La conciencia de las masas está estratificada y avanza pausadamente. Aunque un profundo descontento une a los trabajadores mexicanos con los del resto del mundo en el contexto de la recesión de la economía mundial, una parte significativa de ellos todavía encuentra en MORENA una expresión adecuada para sus intereses políticos; con las tensiones sociales agolpándose bajo la superficie del régimen actual, aislarlos en el presente sería un error desastroso para futuro del movimiento. Sin embargo, es preciso reconocer que el reformismo de AMLO representa una ilusión igualmente grave: que el capitalismo mexicano tiene salvación si es administrado por un liderazgo tolerablemente hábil y probo. Mientras el ambiente social se tensa y se radicaliza cada vez más, él se esmera en adquirir respetabilidad a los ojos de la opinión burguesa. Esta tendencia puede convertir a MORENA en un gigante con pies de barro, incapaz de responder en el momento crucial en el que los trabajadores necesiten responder conjunta y organizadamente para imponer sus necesidades a sus opresores intransigentes. El 14 de Julio pasado AMLO declaró en torno al conflicto magisterial: “tenemos que llegar a 2018 con estabilidad y paz social”.

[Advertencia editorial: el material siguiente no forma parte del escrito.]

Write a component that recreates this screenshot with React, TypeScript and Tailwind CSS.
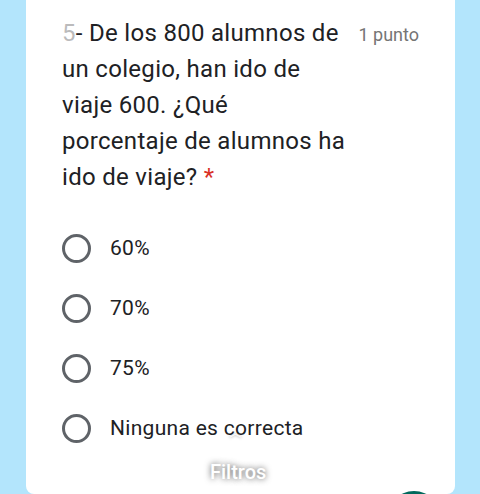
import React from 'react';

const options = ['60%', '70%', '75%', 'Ninguna es correcta'];

function Radio() {
  return (
    <span className="block h-[29px] w-[29px] shrink-0 rounded-full border-[3px] border-[#5f6368]" />
  );
}

export default function App() {
  return (
    <div className="relative h-[494px] w-[480px] overflow-hidden bg-[#b3e5fc] pl-[26px] pr-[25px] font-['Roboto',sans-serif]">
      <div className="h-[494px] rounded-b-[8px] bg-white pl-[36px] pr-[36px] pt-[15px]">
        {/* Question header */}
        <div className="flex items-start justify-between">
          <div className="text-[24px] leading-[36px] tracking-[0.3px] text-[#202124]">
            <span className="opacity-30">5</span>- De los 800 alumnos de
            <br />
            un colegio, han ido de
            <br />
            viaje 600. ¿Qué
            <br />
            porcentaje de alumnos ha
            <br />
            ido de viaje? <span className="text-[#d93025]">*</span>
          </div>
          <div className="pt-[9px] text-[18px] leading-[22px] text-[#757575]">1 punto</div>
        </div>

        {/* Options */}
        <div className="mt-[23px] flex flex-col">
          {options.map((opt) => (
            <div key={opt} className="flex h-[60px] items-center gap-[19px]">
              <Radio />
              <span className="text-[21px] leading-[24px] tracking-[0.3px] text-[#202124]">{opt}</span>
            </div>
          ))}
        </div>
      </div>

      {/* Overlay elements */}
      <div className="absolute left-[229px] top-[426px] text-[14px] leading-[14px] text-white [text-shadow:0_0_3px_rgba(0,0,0,0.6)]">
        ︿
      </div>
      <div className="absolute left-[210px] top-[459px] text-[20px] font-medium leading-[26px] text-white [text-shadow:0_0_6px_rgba(0,0,0,0.7)]">
        Filtros
      </div>
      <div className="absolute left-[386px] top-[491px] h-[56px] w-[56px] rounded-full bg-[#00695c]" />
    </div>
  );
}
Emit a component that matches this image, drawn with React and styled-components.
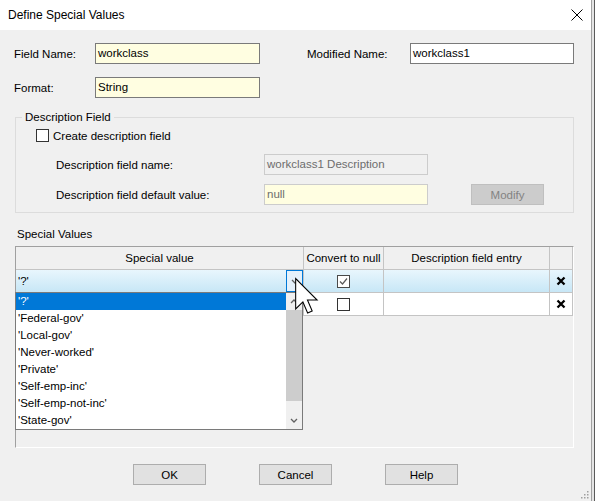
import React from "react";
import styled, { createGlobalStyle } from "styled-components";

//Global page reset
const GlobalStyle = createGlobalStyle`
  html, body {
    margin: 0;
    padding: 0;
    background: #f0f0f0;
  }
  body {
    font-family: "Liberation Sans", Arial, sans-serif;
    font-size: 11.5px;
    color: #000;
  }
`;

const SPECIAL_VALUES = [
  "'?'",
  "'Federal-gov'",
  "'Local-gov'",
  "'Never-worked'",
  "'Private'",
  "'Self-emp-inc'",
  "'Self-emp-not-inc'",
  "'State-gov'",
];

const Chevron = ({ up }) => (
  <svg width="8" height="5" viewBox="0 0 8 5">
    <path
      d={up ? "M1 4 L4 1 L7 4" : "M1 1 L4 4 L7 1"}
      fill="none"
      stroke="#606060"
      strokeWidth="1.3"
    />
  </svg>
);

const Cross = () => (
  <svg width="10" height="10" viewBox="0 0 10 10">
    <path d="M1.5 1.5 L8.5 8.5 M8.5 1.5 L1.5 8.5" stroke="#000" strokeWidth="2.3" />
  </svg>
);

const Check = ({ checked }) => (
  <CheckBox $dim={checked}>
    {checked && (
      <svg width="11" height="11" viewBox="0 0 11 11">
        <path d="M2 5.5 L4.5 8 L9 2.5" fill="none" stroke="#5a5a5a" strokeWidth="1.2" />
      </svg>
    )}
  </CheckBox>
);

const App = () => {
  return (
    <>
      <GlobalStyle />
      <Page>
        <Window>
          <TitleBar>
            <span>Define Special Values</span>
            <svg width="12" height="12" viewBox="0 0 12 12">
              <path d="M0.5 0.5 L11.5 11.5 M11.5 0.5 L0.5 11.5" stroke="#000" strokeWidth="1" />
            </svg>
          </TitleBar>

          <Content>
            <FormGrid>
              <Label>Field Name:</Label>
              <TextBox $bg="#fffee1">workclass</TextBox>
              <Label $col={4}>Modified Name:</Label>
              <TextBox>workclass1</TextBox>
              <Label>Format:</Label>
              <TextBox $bg="#fffee1">String</TextBox>
            </FormGrid>

            <GroupBox>
              <Legend>Description Field</Legend>
              <CheckRow>
                <Check />
                <span>Create description field</span>
              </CheckRow>
              <DescRow $top={12}>
                <Label>Description field name:</Label>
                <TextBox $bg="#f0f0f0" $border="#cccccc" $color="#6d6d6d">
                  workclass1 Description
                </TextBox>
              </DescRow>
              <DescRow $top={9}>
                <Label>Description field default value:</Label>
                <TextBox $bg="#fffee1" $border="#cccccc" $color="#6d6d6d">
                  null
                </TextBox>
                <span />
                <Button $disabled>Modify</Button>
              </DescRow>
            </GroupBox>

            <SectionLabel>Special Values</SectionLabel>

            <TableFrame>
              <GridRow>
                <HeaderCell>Special value</HeaderCell>
                <HeaderCell>Convert to null</HeaderCell>
                <HeaderCell>Description field entry</HeaderCell>
                <HeaderCell />
              </GridRow>
              <GridRow $active>
                <Cell $left>
                  <ComboText>'?'</ComboText>
                  <ComboButton>
                    <Chevron />
                  </ComboButton>
                </Cell>
                <Cell>
                  <Check checked />
                </Cell>
                <Cell />
                <Cell>
                  <Cross />
                </Cell>
              </GridRow>
              <GridRow>
                <Cell $left />
                <Cell>
                  <Check />
                </Cell>
                <Cell />
                <Cell>
                  <Cross />
                </Cell>
              </GridRow>

              <DropList>
                <Items>
                  {SPECIAL_VALUES.map((v, i) => (
                    <Item key={v} $selected={i === 0}>
                      {v}
                    </Item>
                  ))}
                </Items>
                <ScrollBar>
                  <ScrollArrow>
                    <Chevron up />
                  </ScrollArrow>
                  <Thumb />
                  <Track />
                  <ScrollArrow>
                    <Chevron />
                  </ScrollArrow>
                </ScrollBar>
              </DropList>
            </TableFrame>
          </Content>

          <Footer>
            <Button>OK</Button>
            <Button>Cancel</Button>
            <Button>Help</Button>
          </Footer>

          <Cursor width="23" height="38" viewBox="0 0 12 20">
            <path
              d="M0.3 0.3 L0.3 16.3 L4.1 12.6 L6.6 18.4 L9 17.4 L6.5 11.6 L11.6 11.6 Z"
              fill="#fff"
              stroke="#000"
              strokeWidth="0.55"
              strokeLinejoin="miter"
            />
          </Cursor>

          <Grip width="9" height="9" viewBox="0 0 9 9">
            <g fill="#a0a0a0">
              <rect x="7" y="1" width="1.5" height="1.5" />
              <rect x="4" y="4" width="1.5" height="1.5" />
              <rect x="7" y="4" width="1.5" height="1.5" />
              <rect x="1" y="7" width="1.5" height="1.5" />
              <rect x="4" y="7" width="1.5" height="1.5" />
              <rect x="7" y="7" width="1.5" height="1.5" />
            </g>
          </Grip>
        </Window>
        <Edge />
      </Page>
    </>
  );
};

const Page = styled.div`
  display: flex;
  width: 595px;
  height: 501px;
`;

const Window = styled.div`
  position: relative;
  display: flex;
  flex-direction: column;
  width: 592px;
  height: 501px;
  box-sizing: border-box;
  border-right: 1px solid #a0a0a0;
  background: #f0f0f0;
  overflow: hidden;
`;

const Edge = styled.div`
  flex: 1;
  background: #e4e4e4;
  border-right: 1px solid #5a5a5a;
`;

const TitleBar = styled.div`
  height: 30px;
  flex-shrink: 0;
  display: flex;
  align-items: center;
  justify-content: space-between;
  padding: 0 8px 0 8px;
  background: #fff;
  font-size: 12px;
`;

const Content = styled.div`
  padding: 13px 0 0 14px;
`;

const FormGrid = styled.div`
  display: grid;
  grid-template-columns: 81px 165px 47px 103px 164px;
  grid-template-rows: 21px 21px;
  row-gap: 13px;
  align-items: center;
`;

const Label = styled.span`
  white-space: nowrap;
  grid-column: ${(p) => p.$col || "auto"};
`;

const TextBox = styled.div`
  height: 21px;
  box-sizing: border-box;
  padding: 0 2px;
  line-height: 19px;
  white-space: nowrap;
  overflow: hidden;
  border: 1px solid ${(p) => p.$border || "#7a7a7a"};
  background: ${(p) => p.$bg || "#fff"};
  color: ${(p) => p.$color || "#000"};
`;

const GroupBox = styled.fieldset`
  margin: 12px 0 0 1px;
  width: 559px;
  min-width: 0;
  box-sizing: border-box;
  padding: 0 0 7px 0;
  border: 1px solid #dcdcdc;
`;

const Legend = styled.legend`
  margin-left: 6px;
  padding: 0 3px;
  line-height: 14px;
`;

const CheckRow = styled.div`
  display: flex;
  align-items: center;
  gap: 4px;
  height: 13px;
  margin: 5px 0 0 20px;
`;

const CheckBox = styled.div`
  width: 13px;
  height: 13px;
  box-sizing: border-box;
  border: 1px solid ${(p) => (p.$dim ? "#4a4a4a" : "#333")};
  background: #fff;
  display: flex;
  align-items: center;
  justify-content: center;
  flex-shrink: 0;
`;

const DescRow = styled.div`
  display: grid;
  grid-template-columns: 208px 164px 43px 73px;
  align-items: center;
  height: 21px;
  margin: ${(p) => p.$top}px 0 0 40px;
`;

const Button = styled.div`
  width: 73px;
  height: 21px;
  box-sizing: border-box;
  display: flex;
  align-items: center;
  justify-content: center;
  border: 1px solid ${(p) => (p.$disabled ? "#bfbfbf" : "#adadad")};
  background: ${(p) => (p.$disabled ? "#cccccc" : "#e1e1e1")};
  color: ${(p) => (p.$disabled ? "#838383" : "#000")};
`;

const SectionLabel = styled.div`
  margin: 14px 0 5px 3px;
  line-height: 14px;
`;

const TableFrame = styled.div`
  position: relative;
  margin-left: 1px;
  width: 559px;
  height: 202px;
  box-sizing: border-box;
  border-top: 1px solid #a0a0a0;
  border-left: 1px solid #a0a0a0;
  border-right: 1px solid #fff;
  border-bottom: 1px solid #fff;
`;

const GridRow = styled.div`
  display: grid;
  grid-template-columns: 288px 80px 166px 23px;
  height: 23px;
  background: ${(p) =>
    p.$active ? "linear-gradient(#e8f6fd, #c6e6f6)" : "#fff"};

  &:first-child {
    background: #f0f0f0;
  }
`;

const HeaderCell = styled.div`
  box-sizing: border-box;
  border-right: 1px solid #c4c4c4;
  border-bottom: 1px solid #c4c4c4;
  display: flex;
  align-items: center;
  justify-content: center;
  white-space: nowrap;
  overflow: hidden;
`;

const Cell = styled.div`
  box-sizing: border-box;
  border-right: 1px solid #c4c4c4;
  border-bottom: 1px solid #c4c4c4;
  display: flex;
  align-items: center;
  justify-content: ${(p) => (p.$left ? "space-between" : "center")};
`;

const ComboText = styled.span`
  padding-left: 2px;
`;

const ComboButton = styled.div`
  width: 17px;
  height: 100%;
  box-sizing: border-box;
  border: 1px solid #0078d7;
  background: #e5f1fb;
  display: flex;
  align-items: center;
  justify-content: center;
`;

const DropList = styled.div`
  position: absolute;
  left: -1px;
  top: 45px;
  width: 288px;
  height: 138px;
  box-sizing: border-box;
  border: 1px solid #7a7a7a;
  background: #fff;
  display: flex;
`;

const Items = styled.div`
  flex: 1;
`;

const Item = styled.div`
  height: 17px;
  line-height: 17px;
  padding-left: 2px;
  white-space: nowrap;
  background: ${(p) => (p.$selected ? "#0078d7" : "transparent")};
  color: ${(p) => (p.$selected ? "#fff" : "#000")};
`;

const ScrollBar = styled.div`
  width: 16px;
  display: flex;
  flex-direction: column;
  background: #f0f0f0;
`;

const ScrollArrow = styled.div`
  height: 17px;
  display: flex;
  align-items: center;
  justify-content: center;
`;

const Thumb = styled.div`
  height: 91px;
  background: #cdcdcd;
`;

const Track = styled.div`
  flex: 1;
`;

const Footer = styled.div`
  display: flex;
  justify-content: center;
  gap: 53px;
  margin-top: 16px;
`;

const Cursor = styled.svg`
  position: absolute;
  left: 295px;
  top: 278px;
  overflow: visible;
`;

const Grip = styled.svg`
  position: absolute;
  right: 2px;
  bottom: 2px;
`;

export default App;
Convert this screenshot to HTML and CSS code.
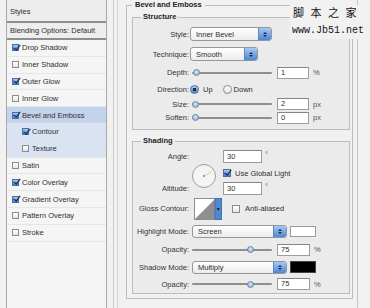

Por supuesto que millones de trabajadores miran a MORENA con esperanza y estarán dispuestos a dar la lucha en el 2018, pero podrían dejar de hacerlo si ven que AMLO prefiere acomodarse en el sistema, convirtiéndose en un paladín de la paz social que en un auténtico luchador por los intereses del pueblo. Para apaga fuegos del sistema ya está el PRD y si ALMO sigue por ese camino el futuro de MORENA será breve, en cambio si decide sumarse a las luchas sociales para impulsar sus triunfos, tendremos a cientos de miles de entusiastas luchadores que se sumaran a la lucha por la transformación social. Ser o no ser, esa es la cuestión.